Multinomial calculation for Vdata (`Mixer.getVcd()`) is not implemented

jrbourbeau / pyunfold

Iterative unfolding for Python

https://jrbourbeau.github.io/pyunfold/

MIT License

25 stars 13 forks source link

Multinomial calculation for Vdata (`Mixer.getVcd()`) is not implemented #112

Open jvavrek opened 3 years ago

jvavrek commented 3 years ago

There is no multinomial option for the data covariance matrix, Eq. 8 in the Iterative Unfolding reference doc v1.0. Given that only "in some cases it is safe to use the Poisson form" (Eq. 10), one might want the full multinomial option.

zhampel commented 3 years ago

@jvavrek Yes indeed there is no multinomial option for data covariance matrix. For counting experiments, the assumption is that each measured datum is independent, i.e. following Poisson stats. The MC cov having multinomial option is due to the combined action of drawing from a known simulated distribution and the normalization of the response matrix. Do you have a situation where the measured data spectrum/distribution requires a multinomial cov matrix? BTW, I must admit, we may have paraphrased 'in some cases it is safe...' from an old document by Adye which is in the references.

jvavrek commented 3 years ago

@zhampel Thanks for the clarification. In my case the measured data is Poisson, but I was not 100% certain how the multinomial/Poisson justifications differed between the data covariance matrix and the MC covariance matrix.
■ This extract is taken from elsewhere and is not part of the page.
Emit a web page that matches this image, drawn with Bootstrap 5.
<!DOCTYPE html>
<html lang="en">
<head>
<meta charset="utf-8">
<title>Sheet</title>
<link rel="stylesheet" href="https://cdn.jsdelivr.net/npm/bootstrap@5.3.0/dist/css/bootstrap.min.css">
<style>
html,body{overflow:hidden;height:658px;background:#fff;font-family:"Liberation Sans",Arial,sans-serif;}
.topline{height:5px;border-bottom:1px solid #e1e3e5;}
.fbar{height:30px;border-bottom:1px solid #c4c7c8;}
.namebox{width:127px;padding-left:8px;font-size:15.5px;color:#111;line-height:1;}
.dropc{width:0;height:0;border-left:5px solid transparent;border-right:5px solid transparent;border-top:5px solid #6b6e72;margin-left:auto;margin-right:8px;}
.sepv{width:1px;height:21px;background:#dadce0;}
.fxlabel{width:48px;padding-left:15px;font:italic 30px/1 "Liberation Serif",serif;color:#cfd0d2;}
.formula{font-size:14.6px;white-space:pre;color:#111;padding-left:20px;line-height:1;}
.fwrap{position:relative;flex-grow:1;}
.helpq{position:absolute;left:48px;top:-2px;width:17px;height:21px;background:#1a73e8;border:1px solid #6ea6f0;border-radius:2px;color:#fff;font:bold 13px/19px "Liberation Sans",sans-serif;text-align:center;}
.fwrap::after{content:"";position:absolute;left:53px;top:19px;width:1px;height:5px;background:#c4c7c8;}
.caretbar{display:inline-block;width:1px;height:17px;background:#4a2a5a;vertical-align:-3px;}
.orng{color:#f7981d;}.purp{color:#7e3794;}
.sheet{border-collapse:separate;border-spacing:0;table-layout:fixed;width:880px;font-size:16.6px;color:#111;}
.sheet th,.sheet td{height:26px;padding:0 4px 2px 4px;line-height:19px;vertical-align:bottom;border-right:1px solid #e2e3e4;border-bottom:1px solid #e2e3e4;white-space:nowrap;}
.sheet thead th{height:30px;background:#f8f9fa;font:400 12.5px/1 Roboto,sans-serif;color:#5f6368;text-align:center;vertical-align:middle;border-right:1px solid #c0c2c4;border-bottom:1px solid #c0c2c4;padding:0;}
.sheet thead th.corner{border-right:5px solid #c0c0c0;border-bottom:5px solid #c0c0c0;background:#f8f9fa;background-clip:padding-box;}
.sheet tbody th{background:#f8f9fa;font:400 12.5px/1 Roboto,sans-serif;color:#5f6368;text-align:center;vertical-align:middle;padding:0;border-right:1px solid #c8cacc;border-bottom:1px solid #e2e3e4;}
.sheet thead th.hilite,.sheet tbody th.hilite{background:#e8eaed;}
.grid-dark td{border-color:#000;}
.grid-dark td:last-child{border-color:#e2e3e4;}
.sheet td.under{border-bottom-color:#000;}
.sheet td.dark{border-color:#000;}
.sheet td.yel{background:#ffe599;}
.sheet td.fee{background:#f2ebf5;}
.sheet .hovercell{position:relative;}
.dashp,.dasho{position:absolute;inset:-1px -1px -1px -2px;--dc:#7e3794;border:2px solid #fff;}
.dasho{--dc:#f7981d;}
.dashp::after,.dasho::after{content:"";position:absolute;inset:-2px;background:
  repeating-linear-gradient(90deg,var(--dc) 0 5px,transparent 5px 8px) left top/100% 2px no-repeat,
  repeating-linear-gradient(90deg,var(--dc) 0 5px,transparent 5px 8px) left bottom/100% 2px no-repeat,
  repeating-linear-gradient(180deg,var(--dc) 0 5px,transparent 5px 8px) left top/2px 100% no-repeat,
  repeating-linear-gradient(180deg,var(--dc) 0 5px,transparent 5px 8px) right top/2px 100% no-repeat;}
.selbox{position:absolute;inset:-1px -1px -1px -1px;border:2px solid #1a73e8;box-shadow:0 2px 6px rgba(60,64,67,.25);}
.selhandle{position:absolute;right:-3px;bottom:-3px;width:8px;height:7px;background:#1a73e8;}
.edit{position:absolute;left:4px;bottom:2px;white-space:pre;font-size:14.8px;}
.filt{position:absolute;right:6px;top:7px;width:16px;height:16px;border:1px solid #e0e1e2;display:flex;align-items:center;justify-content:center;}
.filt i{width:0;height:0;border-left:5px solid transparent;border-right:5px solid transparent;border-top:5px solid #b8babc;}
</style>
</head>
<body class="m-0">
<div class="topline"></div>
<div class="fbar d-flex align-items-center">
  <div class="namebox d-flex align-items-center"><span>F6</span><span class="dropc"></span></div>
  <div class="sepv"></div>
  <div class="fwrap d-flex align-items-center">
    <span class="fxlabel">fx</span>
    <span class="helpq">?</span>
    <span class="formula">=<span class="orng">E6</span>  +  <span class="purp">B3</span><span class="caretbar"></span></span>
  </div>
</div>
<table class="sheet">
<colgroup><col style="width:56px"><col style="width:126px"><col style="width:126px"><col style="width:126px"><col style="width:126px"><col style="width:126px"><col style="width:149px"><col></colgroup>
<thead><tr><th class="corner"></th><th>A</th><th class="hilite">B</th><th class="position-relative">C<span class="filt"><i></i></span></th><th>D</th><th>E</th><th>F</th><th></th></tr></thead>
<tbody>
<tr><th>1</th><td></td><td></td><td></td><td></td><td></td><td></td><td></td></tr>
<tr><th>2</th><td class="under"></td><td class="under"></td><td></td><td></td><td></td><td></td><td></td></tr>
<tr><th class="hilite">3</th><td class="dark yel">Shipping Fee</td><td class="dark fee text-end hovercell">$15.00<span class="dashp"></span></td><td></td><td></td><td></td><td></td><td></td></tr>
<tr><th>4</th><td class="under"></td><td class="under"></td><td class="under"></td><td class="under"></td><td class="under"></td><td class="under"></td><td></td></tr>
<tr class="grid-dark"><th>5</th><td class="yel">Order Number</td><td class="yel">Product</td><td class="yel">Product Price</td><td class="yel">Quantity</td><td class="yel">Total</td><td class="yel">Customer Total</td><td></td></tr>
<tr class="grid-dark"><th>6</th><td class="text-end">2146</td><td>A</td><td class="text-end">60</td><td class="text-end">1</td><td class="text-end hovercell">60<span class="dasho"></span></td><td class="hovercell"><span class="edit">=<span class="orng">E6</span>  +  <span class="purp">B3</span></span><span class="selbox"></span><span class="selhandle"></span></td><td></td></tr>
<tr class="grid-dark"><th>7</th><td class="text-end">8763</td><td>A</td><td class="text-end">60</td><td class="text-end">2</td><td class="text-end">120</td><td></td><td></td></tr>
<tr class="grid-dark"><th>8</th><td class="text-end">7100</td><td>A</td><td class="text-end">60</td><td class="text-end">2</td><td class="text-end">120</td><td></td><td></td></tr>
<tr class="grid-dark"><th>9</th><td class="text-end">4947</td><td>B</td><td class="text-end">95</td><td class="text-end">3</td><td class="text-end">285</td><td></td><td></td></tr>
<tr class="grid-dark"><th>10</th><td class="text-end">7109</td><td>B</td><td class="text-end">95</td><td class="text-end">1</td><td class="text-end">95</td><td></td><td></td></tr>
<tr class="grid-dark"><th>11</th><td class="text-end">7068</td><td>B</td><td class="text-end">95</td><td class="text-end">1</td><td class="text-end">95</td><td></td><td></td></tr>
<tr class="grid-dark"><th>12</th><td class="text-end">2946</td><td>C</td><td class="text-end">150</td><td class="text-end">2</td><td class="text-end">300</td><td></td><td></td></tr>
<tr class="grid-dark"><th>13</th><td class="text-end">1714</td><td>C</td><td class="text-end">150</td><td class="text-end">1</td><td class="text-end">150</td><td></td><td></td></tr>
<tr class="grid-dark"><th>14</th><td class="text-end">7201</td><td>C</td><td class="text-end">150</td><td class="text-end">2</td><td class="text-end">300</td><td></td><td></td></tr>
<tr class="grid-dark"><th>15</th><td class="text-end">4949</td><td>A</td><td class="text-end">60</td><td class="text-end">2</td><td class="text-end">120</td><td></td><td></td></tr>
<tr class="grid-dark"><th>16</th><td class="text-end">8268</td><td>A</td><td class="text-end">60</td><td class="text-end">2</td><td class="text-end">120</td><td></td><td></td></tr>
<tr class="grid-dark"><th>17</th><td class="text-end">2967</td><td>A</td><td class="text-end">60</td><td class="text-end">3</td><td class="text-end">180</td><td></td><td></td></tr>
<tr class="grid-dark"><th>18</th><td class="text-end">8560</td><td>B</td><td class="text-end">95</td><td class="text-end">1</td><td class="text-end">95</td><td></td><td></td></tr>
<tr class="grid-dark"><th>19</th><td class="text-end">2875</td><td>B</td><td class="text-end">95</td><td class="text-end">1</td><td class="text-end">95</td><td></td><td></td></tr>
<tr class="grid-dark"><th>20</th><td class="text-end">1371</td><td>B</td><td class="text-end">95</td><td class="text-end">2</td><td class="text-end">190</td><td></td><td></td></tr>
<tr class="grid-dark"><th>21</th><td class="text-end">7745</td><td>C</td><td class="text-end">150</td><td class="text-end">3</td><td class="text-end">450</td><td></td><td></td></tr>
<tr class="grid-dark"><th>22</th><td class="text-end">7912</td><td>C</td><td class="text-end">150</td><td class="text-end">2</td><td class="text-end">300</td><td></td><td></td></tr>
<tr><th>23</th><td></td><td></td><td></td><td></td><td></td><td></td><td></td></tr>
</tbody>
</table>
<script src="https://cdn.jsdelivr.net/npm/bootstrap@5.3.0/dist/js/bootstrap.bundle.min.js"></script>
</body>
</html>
It may be helpful for others to spell out in the documentation in which cases it is safe to use the Poisson option.

To double-check, if I use a multinomial covariance option for the MC but take the response matrix as a given (i.e., zero error on the response) I get the unfolded same as the Poisson result, correct?

zhampel commented 3 years ago

@jvavrek Good idea, I should add in some clarification in the docs. For now, there is only one cov option for data: Poisson. And for MC there are both Poisson & multinomial. Normally, one builds an unnormalized response matrix via simulation (MC, e.g.) and then normalizes along the effects dimension for each cause bin. This leads to the use of MC cov matrix build from multinomial dist.
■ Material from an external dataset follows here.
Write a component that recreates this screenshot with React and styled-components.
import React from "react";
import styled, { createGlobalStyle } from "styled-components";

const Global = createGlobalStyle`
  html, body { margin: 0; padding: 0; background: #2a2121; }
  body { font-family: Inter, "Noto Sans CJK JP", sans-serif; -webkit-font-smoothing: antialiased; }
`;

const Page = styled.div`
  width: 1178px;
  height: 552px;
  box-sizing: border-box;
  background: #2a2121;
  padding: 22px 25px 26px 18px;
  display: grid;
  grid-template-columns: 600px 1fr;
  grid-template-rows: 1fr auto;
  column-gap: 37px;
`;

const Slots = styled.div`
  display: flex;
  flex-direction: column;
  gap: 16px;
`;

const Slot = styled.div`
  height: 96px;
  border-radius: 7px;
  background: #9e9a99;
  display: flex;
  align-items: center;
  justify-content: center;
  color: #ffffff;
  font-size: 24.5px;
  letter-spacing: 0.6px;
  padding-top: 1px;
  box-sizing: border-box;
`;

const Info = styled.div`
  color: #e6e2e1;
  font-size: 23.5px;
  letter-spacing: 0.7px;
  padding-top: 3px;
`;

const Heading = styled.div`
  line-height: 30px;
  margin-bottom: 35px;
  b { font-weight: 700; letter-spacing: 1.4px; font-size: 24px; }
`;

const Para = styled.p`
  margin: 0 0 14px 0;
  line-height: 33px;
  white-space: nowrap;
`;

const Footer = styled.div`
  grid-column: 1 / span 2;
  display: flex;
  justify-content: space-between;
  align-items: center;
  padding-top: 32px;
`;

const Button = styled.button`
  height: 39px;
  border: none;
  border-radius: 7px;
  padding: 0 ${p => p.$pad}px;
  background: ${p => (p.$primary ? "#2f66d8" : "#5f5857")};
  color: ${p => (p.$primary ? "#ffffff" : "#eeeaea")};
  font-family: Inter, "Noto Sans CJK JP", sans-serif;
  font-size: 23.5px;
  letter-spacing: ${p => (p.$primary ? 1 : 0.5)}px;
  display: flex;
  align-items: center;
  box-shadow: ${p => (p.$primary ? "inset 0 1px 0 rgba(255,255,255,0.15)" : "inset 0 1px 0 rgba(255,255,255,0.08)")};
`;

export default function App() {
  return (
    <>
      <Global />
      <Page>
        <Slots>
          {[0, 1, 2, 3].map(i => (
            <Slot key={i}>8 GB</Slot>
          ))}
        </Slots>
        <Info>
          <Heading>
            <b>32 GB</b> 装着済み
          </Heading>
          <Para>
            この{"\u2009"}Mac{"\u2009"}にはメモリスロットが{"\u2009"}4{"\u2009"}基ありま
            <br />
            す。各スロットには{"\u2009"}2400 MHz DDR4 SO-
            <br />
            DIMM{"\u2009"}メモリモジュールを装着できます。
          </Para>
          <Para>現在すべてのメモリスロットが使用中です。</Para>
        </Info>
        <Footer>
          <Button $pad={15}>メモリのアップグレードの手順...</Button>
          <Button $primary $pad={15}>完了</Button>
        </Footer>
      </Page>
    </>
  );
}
As for your question, can you please clarify? If you use multinomial cov option for MC, that serves as the error for the response matrix.

jvavrek commented 3 years ago

@zhampel if I zero out the response and efficiencies errors with cov_type='multinomial' I get the same result as with cov_type='poisson' (just much slower), e.g.,:

unfolded_results = iterative_unfold(
    data=data,
    data_err=np.sqrt(data),
    response=response,
    response_err=response_err*0,  # zero response error
    efficiencies=efficiencies,
    efficiencies_err=efficiencies_err*0,  # zero efficiency error
    cov_type='multinomial',
    callbacks=[Logger()],
)

What I wanted to double check with this is that the 'multinomial' option is only useful if one wants to account for uncertainties in the response. If one takes the response as given (i.e., no uncertainty), then 'poisson' is fine.
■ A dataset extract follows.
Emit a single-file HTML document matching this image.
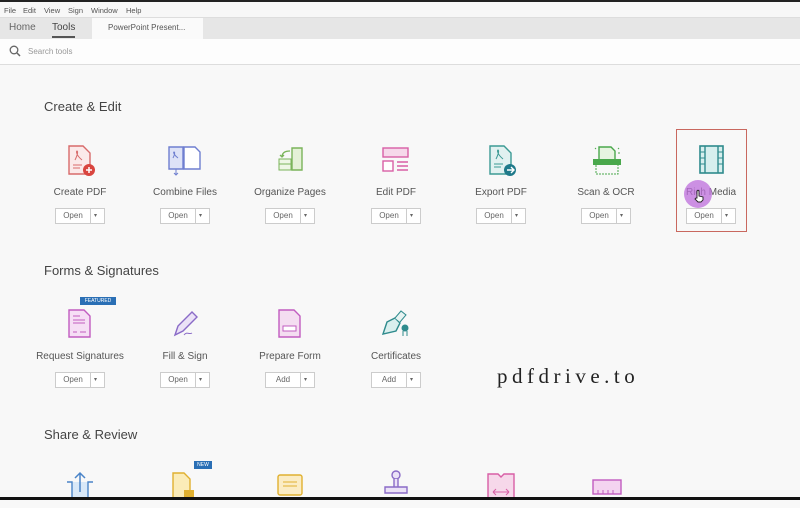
<!DOCTYPE html>
<html><head><style>
*{margin:0;padding:0;box-sizing:border-box}
body{width:800px;height:500px;overflow:hidden;background:#f8f8f8;font-family:"Liberation Sans",sans-serif;position:relative;color:#444}
.a{position:absolute}
.menu{top:0;left:0;width:800px;height:17px;background:#f7f7f7;border-top:2px solid #222;font-size:7.5px;color:#555}
.menu span{position:absolute;top:4px}
.tabs{top:17px;left:0;width:800px;height:22px;background:#e6e6e6;border-top:1px solid #ddd}
.search{top:39px;left:0;width:800px;height:26px;background:#fdfdfd;border-bottom:1px solid #ddd}
h2{position:absolute;font-weight:normal;font-size:13px;color:#444;left:44px}
.t{position:absolute;width:100px;text-align:center;font-size:10px;color:#555}
.btn{position:absolute;width:50px;height:16px;border:1px solid #ccc;background:#fff;font-size:8px;color:#666}
.btn .l{position:absolute;left:0;top:0;width:35px;height:14px;line-height:14px;text-align:center;border-right:1px solid #ccc}
.btn .r{position:absolute;left:38px;top:3px;font-size:6px}
svg{position:absolute}
</style></head><body>
<div class="a menu"><span style="left:4px">File</span><span style="left:23px">Edit</span><span style="left:44px">View</span><span style="left:68px">Sign</span><span style="left:91px">Window</span><span style="left:126px">Help</span></div>
<div class="a tabs">
<span class="a" style="left:9px;top:4px;font-size:10px;color:#666">Home</span>
<span class="a" style="left:52px;top:4px;font-size:10px;color:#444">Tools</span>
<div class="a" style="left:52px;top:18px;width:23px;height:2px;background:#555"></div>
<div class="a" style="left:92px;top:0;width:111px;height:21px;background:#fafafa;font-size:8px;color:#555;padding:5px 0 0 16px">PowerPoint Present...</div>
</div>
<div class="a search">
<svg width="12" height="12" style="left:9px;top:6px"><circle cx="5" cy="5" r="3.8" fill="none" stroke="#666" stroke-width="1.3"/><path d="M8 8l3 3" stroke="#666" stroke-width="1.5"/></svg>
<span class="a" style="left:28px;top:8px;font-size:8px;color:#999">Search tools</span>
</div>

<h2 style="top:99px">Create &amp; Edit</h2>
<h2 style="top:263px">Forms &amp; Signatures</h2>
<h2 style="top:427px">Share &amp; Review</h2>

<svg width="30" height="32" style="left:66px;top:145px"><path d="M3 1h14l7 7v21H3z" fill="#fbe9e9" stroke="#d86b6b" stroke-width="1.4"/><path d="M7 20h9M7 23h7" stroke="#d86b6b"/><path d="M9 15c3-6 3-9 2-9s-1 4 5 9" fill="none" stroke="#d86b6b"/><circle cx="23" cy="25" r="6" fill="#d9453f"/><path d="M23 22v6M20 25h6" stroke="#fff" stroke-width="1.5"/></svg>
<svg width="36" height="34" style="left:167px;top:144px"><path d="M2 3h14v22H2z" fill="#dde2f7" stroke="#6f7fd0" stroke-width="1.4"/><path d="M17 3h11l5 5v17H17z" fill="#fff" stroke="#6f7fd0" stroke-width="1.4"/><path d="M9 25v6M7 29l2 2 2-2" stroke="#6f7fd0" fill="none"/><path d="M6 14c2-4 2-6 1-6s0 3 4 6" stroke="#6f7fd0" fill="none"/></svg>
<svg width="32" height="32" style="left:275px;top:145px"><path d="M17 3h10v22H17z" fill="#e4f1d7" stroke="#7ab45a" stroke-width="1.4"/><path d="M4 14h12v11H4z" fill="#eef6e5" stroke="#7ab45a"/><path d="M4 19h12" stroke="#7ab45a"/><path d="M15 6c-5 0-8 2-8 6M5 10l2 2 2-2" stroke="#7ab45a" fill="none" stroke-width="1.3"/></svg>
<svg width="32" height="32" style="left:380px;top:145px"><rect x="3" y="3" width="25" height="9" fill="#f6d8ea" stroke="#d85fa6" stroke-width="1.4"/><rect x="3" y="16" width="10" height="10" fill="#fff" stroke="#d85fa6" stroke-width="1.4"/><path d="M17 17h11M17 21h11M17 25h11" stroke="#d85fa6" stroke-width="1.4"/></svg>
<svg width="32" height="34" style="left:487px;top:144px"><path d="M3 2h14l7 7v21H3z" fill="#e1f1f0" stroke="#3c9a94" stroke-width="1.4"/><path d="M7 20h9M7 23h7" stroke="#3c9a94"/><path d="M9 15c3-6 3-9 2-9s-1 4 5 9" fill="none" stroke="#3c9a94"/><circle cx="23" cy="26" r="6" fill="#1f7a8a"/><path d="M20 26h6M24 23l3 3-3 3" stroke="#fff" stroke-width="1.4" fill="none"/></svg>
<svg width="34" height="34" style="left:590px;top:143px"><path d="M9 4h12l4 4v10H9z" fill="#e7f4e1" stroke="#4aa84c" stroke-width="1.4"/><rect x="3" y="16" width="28" height="6" fill="#4aa84c"/><path d="M6 22v9h22v-9" stroke="#4aa84c" stroke-dasharray="2 1" fill="none"/><path d="M5 5l1 1M29 5l-1 1M30 10h-2" stroke="#4aa84c"/></svg>
<svg width="30" height="32" style="left:697px;top:144px"><rect x="3" y="2" width="23" height="27" fill="#d7efee" stroke="#2f8b8d" stroke-width="1.6"/><path d="M8 2v27M21 2v27" stroke="#2f8b8d" stroke-width="1.4"/><path d="M3 8h5M3 14h5M3 20h5M21 8h5M21 14h5M21 20h5" stroke="#2f8b8d"/></svg>

<div class="t" style="left:30px;top:187px">Create PDF</div>
<div class="t" style="left:135px;top:187px">Combine Files</div>
<div class="t" style="left:240px;top:187px">Organize Pages</div>
<div class="t" style="left:346px;top:187px">Edit PDF</div>
<div class="t" style="left:451px;top:187px">Export PDF</div>
<div class="t" style="left:556px;top:187px">Scan &amp; OCR</div>
<div class="t" style="left:661px;top:187px">Rich Media</div>

<div class="btn" style="left:55px;top:208px"><span class="l">Open</span><span class="r">▾</span></div>
<div class="btn" style="left:160px;top:208px"><span class="l">Open</span><span class="r">▾</span></div>
<div class="btn" style="left:265px;top:208px"><span class="l">Open</span><span class="r">▾</span></div>
<div class="btn" style="left:371px;top:208px"><span class="l">Open</span><span class="r">▾</span></div>
<div class="btn" style="left:476px;top:208px"><span class="l">Open</span><span class="r">▾</span></div>
<div class="btn" style="left:581px;top:208px"><span class="l">Open</span><span class="r">▾</span></div>
<div class="btn" style="left:686px;top:208px"><span class="l">Open</span><span class="r">▾</span></div>
<div class="a" style="left:676px;top:129px;width:71px;height:103px;border:1px solid #c9685f"></div>
<div class="a" style="left:684px;top:180px;width:28px;height:28px;border-radius:50%;background:rgba(190,110,220,.75)"></div>
<svg width="12" height="14" style="left:693px;top:189px"><path d="M4 9V2.5a1 1 0 0 1 2 0V7l4 1v3l-2 2H5L2 10l1-1z" fill="#fff" stroke="#222" stroke-width="0.9"/></svg>

<div class="a" style="left:80px;top:297px;width:36px;height:8px;background:#2a6fb5;color:#fff;font-size:5px;line-height:8px;text-align:center">FEATURED</div>
<svg width="30" height="32" style="left:66px;top:308px"><path d="M3 2h15l6 6v21H3z" fill="#f6def5" stroke="#c15cc0" stroke-width="1.4"/><path d="M7 8h7M7 12h12M7 15h12M7 24h4M14 24h6" stroke="#c15cc0"/></svg>
<svg width="32" height="32" style="left:170px;top:308px"><path d="M5 27l3-9L22 4l5 5-14 14z" fill="#ebe2f7" stroke="#8a6bc7" stroke-width="1.4"/><path d="M14 27c3-4 5 0 8-2" stroke="#8a6bc7" fill="none"/></svg>
<svg width="30" height="32" style="left:276px;top:308px"><path d="M3 2h15l6 6v21H3z" fill="#f4ddf1" stroke="#c15cc0" stroke-width="1.4"/><rect x="7" y="18" width="13" height="5" fill="#fff" stroke="#c15cc0"/></svg>
<svg width="32" height="32" style="left:380px;top:308px"><path d="M3 26l4-12 8-4 5 5-4 8z" fill="#d9efee" stroke="#2f8b8d" stroke-width="1.4"/><path d="M15 10l6-7 5 4-6 7" fill="#e7f3f2" stroke="#2f8b8d"/><circle cx="25" cy="20" r="3.5" fill="#2f8b8d"/><path d="M23 23v5M27 23v5" stroke="#2f8b8d"/></svg>
<div class="t" style="left:30px;top:351px">Request Signatures</div>
<div class="t" style="left:135px;top:351px">Fill &amp; Sign</div>
<div class="t" style="left:240px;top:351px">Prepare Form</div>
<div class="t" style="left:346px;top:351px">Certificates</div>
<div class="btn" style="left:55px;top:372px"><span class="l">Open</span><span class="r">▾</span></div>
<div class="btn" style="left:160px;top:372px"><span class="l">Open</span><span class="r">▾</span></div>
<div class="btn" style="left:265px;top:372px"><span class="l">Add</span><span class="r">▾</span></div>
<div class="btn" style="left:371px;top:372px"><span class="l">Add</span><span class="r">▾</span></div>

<div class="a" style="left:497px;top:364px;font-family:'Liberation Serif',serif;font-size:21px;letter-spacing:4.5px;color:#222">pdfdrive.to</div>

<div class="a" style="left:194px;top:461px;width:18px;height:8px;background:#2a6fb5;color:#fff;font-size:5px;line-height:8px;text-align:center">NEW</div>
<svg width="30" height="30" style="left:64px;top:470px"><path d="M3 12h5v17h16V12h5" fill="#d8e8f8" stroke="#4a84c8" stroke-width="1.4"/><path d="M16 22V3M11 8l5-5 5 5" stroke="#4a84c8" stroke-width="1.5" fill="none"/></svg>
<svg width="30" height="30" style="left:170px;top:470px"><path d="M3 3h11l6 6v21H3z" fill="#fbecb8" stroke="#e0b030" stroke-width="1.4"/><rect x="14" y="20" width="10" height="10" fill="#e0b030"/></svg>
<svg width="30" height="30" style="left:275px;top:472px"><rect x="3" y="3" width="24" height="20" rx="2" fill="#fbecc4" stroke="#e0b030" stroke-width="1.4"/><path d="M8 10h14M8 14h14" stroke="#e0b030"/></svg>
<svg width="30" height="30" style="left:381px;top:468px"><circle cx="15" cy="7" r="4" fill="#ebe2f7" stroke="#8a6bc7" stroke-width="1.4"/><path d="M13 11v8h4v-8M4 19h22v6H4z" fill="#ebe2f7" stroke="#8a6bc7" stroke-width="1.4"/></svg>
<svg width="32" height="30" style="left:485px;top:470px"><path d="M3 4h10l3 3 3-3h10v26H3z" fill="#f6d8ea" stroke="#d85fa6" stroke-width="1.4"/><path d="M8 22h16M8 22l3-3M8 22l3 3M24 22l-3-3M24 22l-3 3" stroke="#d85fa6"/></svg>
<svg width="32" height="30" style="left:591px;top:478px"><rect x="2" y="2" width="28" height="14" fill="#f4d4f0" stroke="#c15cc0" stroke-width="1.4"/><path d="M7 16v-4M12 16v-4M17 16v-4M22 16v-4" stroke="#c15cc0"/></svg>
<div class="a" style="left:0;top:497px;width:800px;height:3px;background:#111"></div>
</body></html>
zhampel commented 3 years ago

@jvavrek Sorry to ask, I just want to be complete here. Are they precisely the same results? Again, just wanting to check whether the resulting figure looks the same, or whether the values are identical. What are the magnitudes of the uncertainties for the response & efficiency arrays? I could see a case where the response matrix is highly linear (i.e. very close to diagonal), the error values are small off diagonal, and thus the Multinomial could be very close to Poisson results. Again, not questioning your work, just asking for more info.